El origen explicativo de la no-vida queda lejos de estribar en el sentido que pueda estar distintivamente encarnado en la mercancía. Hay que buscarlo en la política reproductora de la posición mundial distintiva del sujeto-imperialista consumidor de sobre-producto global diferido. Es el secuestro capitalista de la vida, con su alienación de los seres humanos entre opresores y oprimidos, entre seres beneficiarios de sobre-valor mundial capturado y seres expoliados de valor, el proceso que deviene producción espectacular de una para-vida puesta en el lugar de la vida extraviada.

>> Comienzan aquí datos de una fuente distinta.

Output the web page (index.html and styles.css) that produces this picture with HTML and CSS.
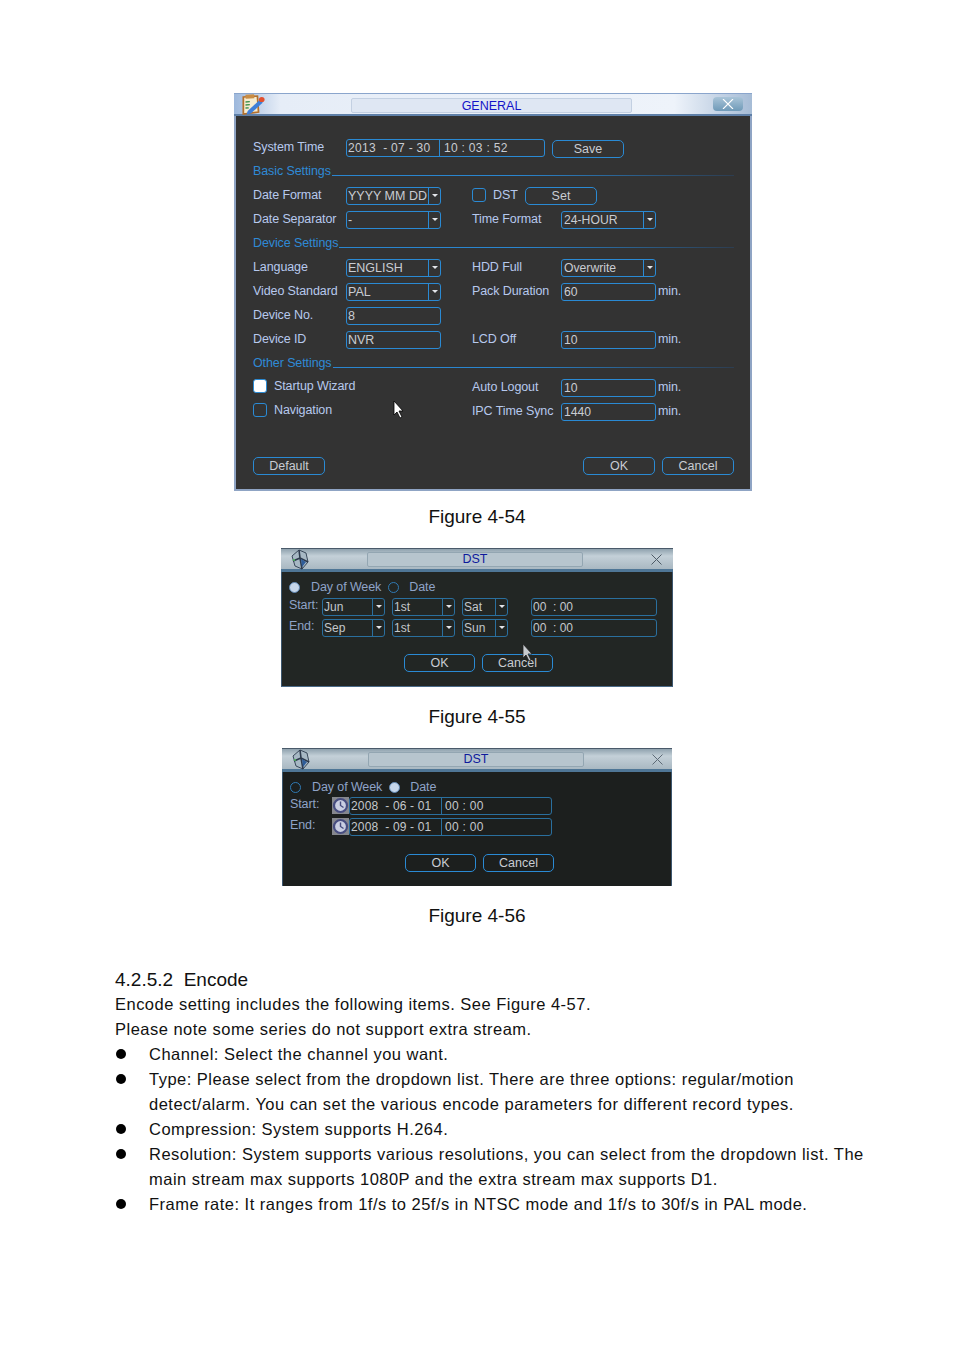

Es éste un boomerang consecuencial para el mundo-MALL, donde los amos acaban siendo esclavos de su propio diseño global de vida diferencial, mientras en vano tratan de realizar sus capacidades humanas interactuando con una materialidad producida por su esclavizada clase mundial doméstica “de color”. Guy Debord lo vio claro y así lo expresó Anselm Jappe en su ensayo homónimo: el problema “no es la ‘imagen’ ni la ‘representación’ en cuanto tal, como afirman tantas filosofías del siglo XX, sino la sociedad que tiene necesidad de esas imágenes.